Getting the word out
Marketing for Skae Beverages has so far focused on distribution.
“Seventy percent of the decisions are still made at the cooler door,” Skae says. “We want to be at eye level, and we want our signs up.
“And we want to be in the right stores,” he adds. “They don’t need to be in every store, but they have to be in the right stores — the ‘visibility stores.’”
Iceland Spring is available nationally through natural foods outlets, and the company has been in the midst of a distribution push into those other high-visibility outlets such as gourmet grocery stores and on-premise locations. In addition, the product is available in airports in Boston, New York, Philadelphia, Washington, D.C., and Tucson, Ariz.
During the past several months, New Leaf has added distribution partners in North Carolina, Georgia, Virginia, Maryland, Florida, Illinois, Missouri and Massachusetts.
As far as consumers are concerned, the company prefers to reach out through sampling and sponsorship of nonprofit organizations that have a health-awareness goal. For Iceland Spring’s “The Inside that Counts” campaign, it has partnered with the Multiple Sclerosis Society, the American Lung Association and AIDS awareness programs, among others.
“I believe in sampling because once people try New Leaf, they typically love it and will buy it,” Skae says. “I like to go into a place that’s a destination spot and do a big promotion.”
To further promote its brands, the company recently added a number of new people, including Steve Parano as vice president of sales, Rob Watkins to handle metropolitan New York, Clem Daly, who will handle New York City, and Chip Lucas as New England division manager.

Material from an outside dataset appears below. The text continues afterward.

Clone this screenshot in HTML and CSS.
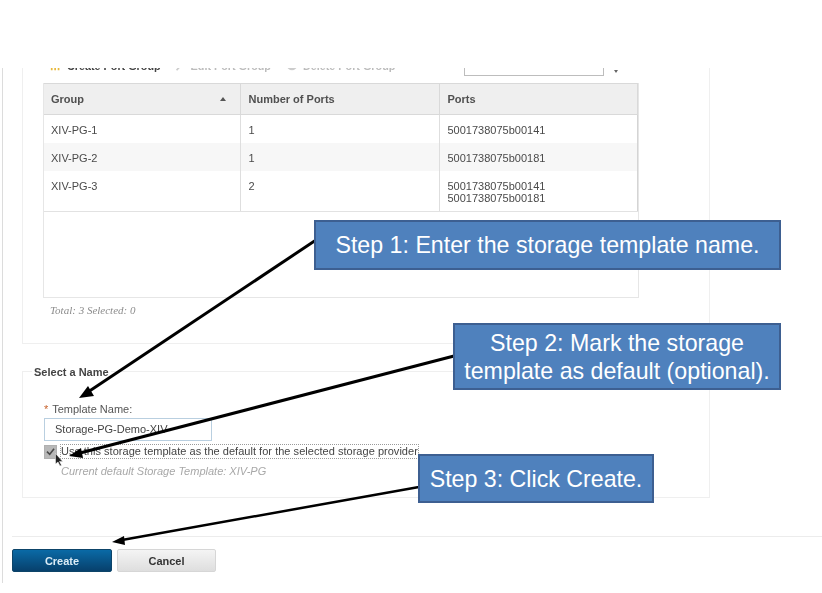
FILE: index.html
```html
<!DOCTYPE html>
<html lang="en">
<head>
<meta charset="utf-8">
<title>Create storage template</title>
<link rel="stylesheet" href="styles.css">
</head>
<body>
<div class="slide">
  <div class="screen">
    <div class="frame">
      <section class="panel panel-top">
        <div class="toolbar">
          <span class="tool tool-on"><svg class="tool-icon" viewBox="0 0 14 14"><path d="M2 3v9M6 3v9M10 3v9" stroke="#e8b93c" stroke-width="2"/></svg>Create Port Group</span>
          <span class="tool tool-off tool-edit"><svg class="tool-icon" viewBox="0 0 14 14"><path d="M3 12 11 3" stroke="#ccc" stroke-width="2"/></svg>Edit Port Group</span>
          <span class="tool tool-off tool-del"><svg class="tool-icon" viewBox="0 0 14 14"><circle cx="7" cy="6" r="6" fill="#ccc"/></svg>Delete Port Group</span>
          <span class="filter"></span>
          <span class="caret"></span>
        </div>
        <div class="table-box">
          <table class="ports">
            <thead>
              <tr>
                <th class="col-group"><span class="th-inner">Group<span class="sort"></span></span></th>
                <th class="col-num">Number of Ports</th>
                <th class="col-ports">Ports</th>
              </tr>
            </thead>
            <tbody>
              <tr><td>XIV-PG-1</td><td>1</td><td>5001738075b00141</td></tr>
              <tr class="alt"><td>XIV-PG-2</td><td>1</td><td>5001738075b00181</td></tr>
              <tr class="tall"><td>XIV-PG-3</td><td>2</td><td>5001738075b00141<br>5001738075b00181</td></tr>
            </tbody>
          </table>
        </div>
        <p class="total">Total: 3 Selected: 0</p>
      </section>

      <section class="panel panel-name">
        <h2 class="legend">Select a Name</h2>
        <label class="field-label"><span class="req">*</span> Template Name:</label>
        <div class="input">Storage-PG-Demo-XIV</div>
        <div class="check-row">
          <span class="checkbox"><svg viewBox="0 0 14 14"><path d="M2.500 6.500 6 10 11.500 3" fill="none" stroke="#4a4a4a" stroke-width="2"/></svg></span>
          <span class="check-label">Use this storage template as the default for the selected storage provider.</span>
        </div>
        <p class="hint">Current default Storage Template: XIV-PG</p>
      </section>

      <footer class="actions">
        <button class="btn btn-primary">Create</button>
        <button class="btn btn-plain">Cancel</button>
      </footer>
    </div>
  </div>

  <svg class="arrows" viewBox="0 0 822 593">
    <path class="shaft" d="M316 240 88 392"/>
    <path class="head" d="M79 398 88 386 94 396Z"/>
    <path class="shaft" d="M454 356 80 453"/>
    <path class="head" d="M69 456 81 448 83 458Z"/>
    <path class="shaft shaft-thin" d="M419 487 122 540"/>
    <path class="head" d="M112 542 124 536 125 545Z"/>
    <path class="cursor" d="M55.500 453.500v10.500l2.500-2 2 4 1.500-.8-2-3.800h3.200Z"/>
  </svg>

  <div class="callout callout-1">Step 1: Enter the storage template name.</div>
  <div class="callout callout-2">Step 2: Mark the storage template as default (optional).</div>
  <div class="callout callout-3">Step 3: Click Create.</div>
</div>
</body>
</html>
```
FILE: styles.css
```css
* { box-sizing: border-box; }
html, body { margin: 0; padding: 0; background: #fff; }
.slide {
  position: relative;
  width: 822px;
  height: 593px;
  overflow: hidden;
  background: #fff;
  font-family: "Liberation Sans", Arial, sans-serif;
}

/* screenshot area */
.screen {
  height: 583px;
  padding: 68px 0 0 2px;
  filter: blur(0.45px);
}
.frame {
  height: 515px;
  border-left: 1px solid #dcdcdc;
  overflow: hidden;
  padding-left: 19px;
}
.panel {
  width: 688px;
  border: 1px solid #efefef;
}
.panel-top {
  height: 276px;
  border-top: 0;
  padding: 0 0 0 20px;
}
.toolbar {
  display: flex;
  align-items: flex-start;
  height: 15px;
  color: #444;
  font-size: 10.800px;
  font-weight: bold;
}
.tool {
  display: inline-flex;
  align-items: center;
  gap: 5px;
  height: 14px;
  margin-top: -9px;
  white-space: nowrap;
}
.tool-icon { width: 12px; height: 12px; flex: none; }
.tool-on { padding-left: 7px; }
.tool-off { color: #bcbcbc; }
.tool-edit { margin-left: 13px; }
.tool-del { margin-left: 15px; }
.filter {
  flex: none;
  width: 140px;
  height: 8px;
  margin-left: 69px;
  border: 1px solid #bdbdbd;
  border-top: 0;
}
.caret {
  flex: none;
  width: 0;
  height: 0;
  margin: 2px 0 0 10px;
  border: 2.500px solid transparent;
  border-top: 3px solid #666;
  border-bottom: 0;
}
.table-box {
  width: 596px;
  height: 215px;
  border: 1px solid #e6e6e6;
  border-top: 0;
}
.ports {
  width: 100%;
  border-collapse: collapse;
  table-layout: fixed;
  font-size: 11px;
  color: #4a4a4a;
}
.ports th {
  height: 31px;
  padding: 0 7px 1px 8px;
  background: #efefef;
  border: 1px solid #d9d9d9;
  border-width: 1px 1px 1px 0;
  text-align: left;
  font-weight: bold;
  color: #505050;
}
.ports th:first-child { padding-left: 7px; }
.col-group { width: 196px; border-left: 1px solid #d9d9d9; }
.col-num { width: 199px; }
.th-inner { display: flex; align-items: center; justify-content: space-between; padding-right: 7px; }
.sort {
  width: 0;
  height: 0;
  border: 3.500px solid transparent;
  border-bottom: 4px solid #555;
  border-top: 0;
}
.ports td {
  height: 28px;
  padding: 2px 7px 0 8px;
  border-right: 1px solid #dedede;
  vertical-align: middle;
  line-height: 12.500px;
}
.ports td:first-child { padding-left: 7px; }
.ports td:last-child { border-right: 1px solid #d4d4d4; }
.ports .alt td { background: #f7f7f7; padding-top: 4px; }
.ports .tall td {
  height: 41px;
  vertical-align: top;
  padding-top: 9px;
  border-bottom: 1px solid #e2e2e2;
}
.total {
  margin: 6px 0 0 7px;
  font: italic 11px "Liberation Serif", "Times New Roman", serif;
  color: #8c8c8c;
}
.panel-name {
  height: 127px;
  margin-top: 27px;
  padding: 0 0 0 21px;
}
.legend {
  margin: -6px 0 0 -12px;
  width: max-content;
  padding: 0 2px 0 2px;
  background: #fff;
  font-size: 11px;
  line-height: 12px;
  font-weight: bold;
  color: #444;
}
.field-label {
  display: block;
  margin-top: 25px;
  font-size: 11px;
  line-height: 12px;
  color: #555;
}
.req { color: #c8622c; margin-right: 1px; }
.input {
  width: 168px;
  height: 23px;
  margin-top: 3px;
  padding-left: 10px;
  border: 1px solid #b9cfe0;
  font-size: 11px;
  line-height: 21px;
  color: #444;
}
.check-row {
  display: flex;
  align-items: center;
  gap: 3px;
  margin-top: 3px;
}
.checkbox {
  flex: none;
  width: 13px;
  height: 14px;
  background: #b8b8b8;
  border: 1px solid #b0b0b0;
  display: flex;
}
.checkbox svg { width: 100%; height: 100%; }
.check-label {
  height: 15px;
  width: 359px;
  border: 1px dotted #9a9a9a;
  font-size: 11px;
  letter-spacing: 0.03px;
  line-height: 13px;
  color: #444;
  white-space: nowrap;
}
.hint {
  margin: 6px 0 0 17px;
  font-size: 11px;
  line-height: 12px;
  font-style: italic;
  color: #a8a8a8;
}
.actions {
  display: flex;
  gap: 5px;
  width: 820px;
  height: 47px;
  margin: 38px 0 0 -10px;
  padding-top: 12px;
  border-top: 1px solid #ececec;
}
.btn {
  height: 23px;
  padding: 0;
  border-radius: 2px;
  font: bold 11px "Liberation Sans", Arial, sans-serif;
}
.btn-primary {
  width: 100px;
  border: 1px solid #0d4469;
  background: linear-gradient(#0a6aa6, #07406c);
  color: #dcecf6;
}
.btn-plain {
  width: 99px;
  border: 1px solid #d6d6d6;
  background: linear-gradient(#f4f4f4, #dedede);
  color: #333;
}

/* overlays from the slide */
.arrows {
  position: absolute;
  left: 0;
  top: 0;
  width: 822px;
  height: 593px;
}
.shaft { fill: none; stroke: #000; stroke-width: 3; }
.shaft-thin { stroke-width: 2.500; }
.head { fill: #000; }
.cursor { fill: #222; stroke: #fff; stroke-width: 0.500; }
.callout {
  position: absolute;
  display: flex;
  align-items: center;
  justify-content: center;
  text-align: center;
  background: #4f81bd;
  border: 2px solid #3d5f91;
  color: #fff;
  font-size: 23.200px;
  line-height: 28px;
}
.callout-1 { left: 314px; top: 220px; width: 467px; height: 50px; }
.callout-2 { left: 453px; top: 323px; width: 328px; height: 67px; }
.callout-3 { left: 418px; top: 454px; width: 236px; height: 49px; }
```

As it grows across the United States, the company is entertaining requests for international distribution as well. New Leaf soon will be available in Canada, and is on the market in Costa Rica. Iceland Spring is available in Japan, the United Kingdom, Denmark, Kuwait and Italy, and the company is considering a move into China. All of that, of course, is great for business, but it means Skae may not realize that goal of staying in one place anytime soon.